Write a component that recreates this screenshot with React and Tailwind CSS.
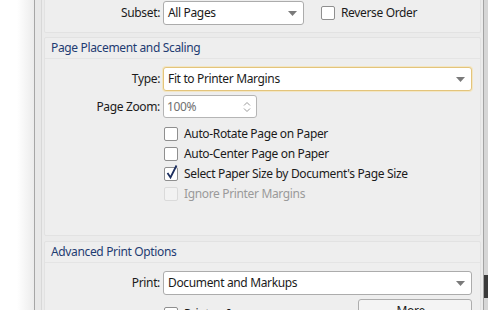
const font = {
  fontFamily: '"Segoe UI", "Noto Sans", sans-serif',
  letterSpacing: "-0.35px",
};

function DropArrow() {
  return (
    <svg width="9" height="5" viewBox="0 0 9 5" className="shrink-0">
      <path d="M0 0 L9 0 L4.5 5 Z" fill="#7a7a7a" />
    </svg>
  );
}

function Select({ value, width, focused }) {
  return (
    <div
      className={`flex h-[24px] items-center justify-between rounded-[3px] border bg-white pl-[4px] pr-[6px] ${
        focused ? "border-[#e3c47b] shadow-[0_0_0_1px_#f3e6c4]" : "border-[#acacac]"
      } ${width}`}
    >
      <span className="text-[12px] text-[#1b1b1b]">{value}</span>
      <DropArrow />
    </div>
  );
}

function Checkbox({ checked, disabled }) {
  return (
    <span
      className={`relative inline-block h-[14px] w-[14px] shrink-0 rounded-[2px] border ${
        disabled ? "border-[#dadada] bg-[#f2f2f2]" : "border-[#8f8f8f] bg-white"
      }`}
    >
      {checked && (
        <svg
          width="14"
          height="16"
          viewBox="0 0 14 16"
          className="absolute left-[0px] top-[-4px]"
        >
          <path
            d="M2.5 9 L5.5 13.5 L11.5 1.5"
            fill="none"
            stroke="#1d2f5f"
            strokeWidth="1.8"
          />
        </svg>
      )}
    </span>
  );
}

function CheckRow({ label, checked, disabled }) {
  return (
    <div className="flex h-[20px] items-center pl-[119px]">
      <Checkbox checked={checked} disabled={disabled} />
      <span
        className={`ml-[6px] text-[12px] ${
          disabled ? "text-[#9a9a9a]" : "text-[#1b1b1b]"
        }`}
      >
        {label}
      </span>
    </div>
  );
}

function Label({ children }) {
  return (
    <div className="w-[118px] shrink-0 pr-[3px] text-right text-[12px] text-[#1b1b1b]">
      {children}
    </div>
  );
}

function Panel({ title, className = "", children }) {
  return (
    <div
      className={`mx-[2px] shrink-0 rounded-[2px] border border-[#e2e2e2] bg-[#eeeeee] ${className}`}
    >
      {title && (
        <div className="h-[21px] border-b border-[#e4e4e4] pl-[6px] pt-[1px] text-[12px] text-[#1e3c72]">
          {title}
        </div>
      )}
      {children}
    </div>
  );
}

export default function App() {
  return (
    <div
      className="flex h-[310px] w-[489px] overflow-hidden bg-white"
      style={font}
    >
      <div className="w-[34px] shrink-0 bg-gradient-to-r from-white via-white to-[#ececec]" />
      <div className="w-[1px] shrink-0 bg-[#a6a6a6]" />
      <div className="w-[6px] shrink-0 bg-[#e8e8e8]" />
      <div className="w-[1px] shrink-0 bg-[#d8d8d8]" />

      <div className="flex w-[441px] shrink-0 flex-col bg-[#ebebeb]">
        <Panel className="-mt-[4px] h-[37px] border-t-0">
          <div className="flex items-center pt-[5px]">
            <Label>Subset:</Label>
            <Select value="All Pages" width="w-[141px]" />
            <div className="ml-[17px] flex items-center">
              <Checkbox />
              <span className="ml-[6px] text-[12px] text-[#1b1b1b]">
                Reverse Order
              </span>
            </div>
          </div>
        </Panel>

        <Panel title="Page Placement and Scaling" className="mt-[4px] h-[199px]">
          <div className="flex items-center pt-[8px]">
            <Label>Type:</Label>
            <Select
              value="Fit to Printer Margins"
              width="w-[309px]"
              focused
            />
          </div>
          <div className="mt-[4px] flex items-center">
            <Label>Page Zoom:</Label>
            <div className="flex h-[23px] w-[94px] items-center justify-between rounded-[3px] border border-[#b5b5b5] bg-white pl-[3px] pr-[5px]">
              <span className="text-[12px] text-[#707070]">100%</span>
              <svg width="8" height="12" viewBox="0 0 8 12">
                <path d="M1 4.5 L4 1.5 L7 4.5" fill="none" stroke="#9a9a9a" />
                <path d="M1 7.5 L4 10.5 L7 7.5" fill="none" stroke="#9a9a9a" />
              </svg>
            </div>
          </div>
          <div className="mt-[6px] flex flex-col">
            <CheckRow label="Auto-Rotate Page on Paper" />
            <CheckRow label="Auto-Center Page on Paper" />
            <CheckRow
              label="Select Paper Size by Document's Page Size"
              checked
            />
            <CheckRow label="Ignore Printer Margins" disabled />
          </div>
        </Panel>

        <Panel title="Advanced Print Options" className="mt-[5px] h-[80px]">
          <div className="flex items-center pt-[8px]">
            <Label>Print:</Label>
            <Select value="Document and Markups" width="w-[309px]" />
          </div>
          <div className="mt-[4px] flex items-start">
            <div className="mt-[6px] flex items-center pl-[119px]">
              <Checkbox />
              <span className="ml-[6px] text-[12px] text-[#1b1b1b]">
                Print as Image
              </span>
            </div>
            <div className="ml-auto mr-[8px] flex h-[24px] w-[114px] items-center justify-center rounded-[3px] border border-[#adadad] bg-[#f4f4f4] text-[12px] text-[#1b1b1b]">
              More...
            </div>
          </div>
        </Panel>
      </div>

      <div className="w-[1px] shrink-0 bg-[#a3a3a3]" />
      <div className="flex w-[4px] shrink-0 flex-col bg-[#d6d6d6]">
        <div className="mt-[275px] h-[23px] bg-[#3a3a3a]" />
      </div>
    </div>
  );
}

● ● ● ●

Brief —
Return the listing above in full and without alteration, excluding its pictures.

Result of the exercise —
Write a component that recreates this screenshot with React and Tailwind CSS.
const font = {
  fontFamily: '"Segoe UI", "Noto Sans", sans-serif',
  letterSpacing: "-0.35px",
};

function DropArrow() {
  return (
    <svg width="9" height="5" viewBox="0 0 9 5" className="shrink-0">
      <path d="M0 0 L9 0 L4.5 5 Z" fill="#7a7a7a" />
    </svg>
  );
}

function Select({ value, width, focused }) {
  return (
    <div
      className={`flex h-[24px] items-center justify-between rounded-[3px] border bg-white pl-[4px] pr-[6px] ${
        focused ? "border-[#e3c47b] shadow-[0_0_0_1px_#f3e6c4]" : "border-[#acacac]"
      } ${width}`}
    >
      <span className="text-[12px] text-[#1b1b1b]">{value}</span>
      <DropArrow />
    </div>
  );
}

function Checkbox({ checked, disabled }) {
  return (
    <span
      className={`relative inline-block h-[14px] w-[14px] shrink-0 rounded-[2px] border ${
        disabled ? "border-[#dadada] bg-[#f2f2f2]" : "border-[#8f8f8f] bg-white"
      }`}
    >
      {checked && (
        <svg
          width="14"
          height="16"
          viewBox="0 0 14 16"
          className="absolute left-[0px] top-[-4px]"
        >
          <path
            d="M2.5 9 L5.5 13.5 L11.5 1.5"
            fill="none"
            stroke="#1d2f5f"
            strokeWidth="1.8"
          />
        </svg>
      )}
    </span>
  );
}

function CheckRow({ label, checked, disabled }) {
  return (
    <div className="flex h-[20px] items-center pl-[119px]">
      <Checkbox checked={checked} disabled={disabled} />
      <span
        className={`ml-[6px] text-[12px] ${
          disabled ? "text-[#9a9a9a]" : "text-[#1b1b1b]"
        }`}
      >
        {label}
      </span>
    </div>
  );
}

function Label({ children }) {
  return (
    <div className="w-[118px] shrink-0 pr-[3px] text-right text-[12px] text-[#1b1b1b]">
      {children}
    </div>
  );
}

function Panel({ title, className = "", children }) {
  return (
    <div
      className={`mx-[2px] shrink-0 rounded-[2px] border border-[#e2e2e2] bg-[#eeeeee] ${className}`}
    >
      {title && (
        <div className="h-[21px] border-b border-[#e4e4e4] pl-[6px] pt-[1px] text-[12px] text-[#1e3c72]">
          {title}
        </div>
      )}
      {children}
    </div>
  );
}

export default function App() {
  return (
    <div
      className="flex h-[310px] w-[489px] overflow-hidden bg-white"
      style={font}
    >
      <div className="w-[34px] shrink-0 bg-gradient-to-r from-white via-white to-[#ececec]" />
      <div className="w-[1px] shrink-0 bg-[#a6a6a6]" />
      <div className="w-[6px] shrink-0 bg-[#e8e8e8]" />
      <div className="w-[1px] shrink-0 bg-[#d8d8d8]" />

      <div className="flex w-[441px] shrink-0 flex-col bg-[#ebebeb]">
        <Panel className="-mt-[4px] h-[37px] border-t-0">
          <div className="flex items-center pt-[5px]">
            <Label>Subset:</Label>
            <Select value="All Pages" width="w-[141px]" />
            <div className="ml-[17px] flex items-center">
              <Checkbox />
              <span className="ml-[6px] text-[12px] text-[#1b1b1b]">
                Reverse Order
              </span>
            </div>
          </div>
        </Panel>

        <Panel title="Page Placement and Scaling" className="mt-[4px] h-[199px]">
          <div className="flex items-center pt-[8px]">
            <Label>Type:</Label>
            <Select
              value="Fit to Printer Margins"
              width="w-[309px]"
              focused
            />
          </div>
          <div className="mt-[4px] flex items-center">
            <Label>Page Zoom:</Label>
            <div className="flex h-[23px] w-[94px] items-center justify-between rounded-[3px] border border-[#b5b5b5] bg-white pl-[3px] pr-[5px]">
              <span className="text-[12px] text-[#707070]">100%</span>
              <svg width="8" height="12" viewBox="0 0 8 12">
                <path d="M1 4.5 L4 1.5 L7 4.5" fill="none" stroke="#9a9a9a" />
                <path d="M1 7.5 L4 10.5 L7 7.5" fill="none" stroke="#9a9a9a" />
              </svg>
            </div>
          </div>
          <div className="mt-[6px] flex flex-col">
            <CheckRow label="Auto-Rotate Page on Paper" />
            <CheckRow label="Auto-Center Page on Paper" />
            <CheckRow
              label="Select Paper Size by Document's Page Size"
              checked
            />
            <CheckRow label="Ignore Printer Margins" disabled />
          </div>
        </Panel>

        <Panel title="Advanced Print Options" className="mt-[5px] h-[80px]">
          <div className="flex items-center pt-[8px]">
            <Label>Print:</Label>
            <Select value="Document and Markups" width="w-[309px]" />
          </div>
          <div className="mt-[4px] flex items-start">
            <div className="mt-[6px] flex items-center pl-[119px]">
              <Checkbox />
              <span className="ml-[6px] text-[12px] text-[#1b1b1b]">
                Print as Image
              </span>
            </div>
            <div className="ml-auto mr-[8px] flex h-[24px] w-[114px] items-center justify-center rounded-[3px] border border-[#adadad] bg-[#f4f4f4] text-[12px] text-[#1b1b1b]">
              More...
            </div>
          </div>
        </Panel>
      </div>

      <div className="w-[1px] shrink-0 bg-[#a3a3a3]" />
      <div className="flex w-[4px] shrink-0 flex-col bg-[#d6d6d6]">
        <div className="mt-[275px] h-[23px] bg-[#3a3a3a]" />
      </div>
    </div>
  );
}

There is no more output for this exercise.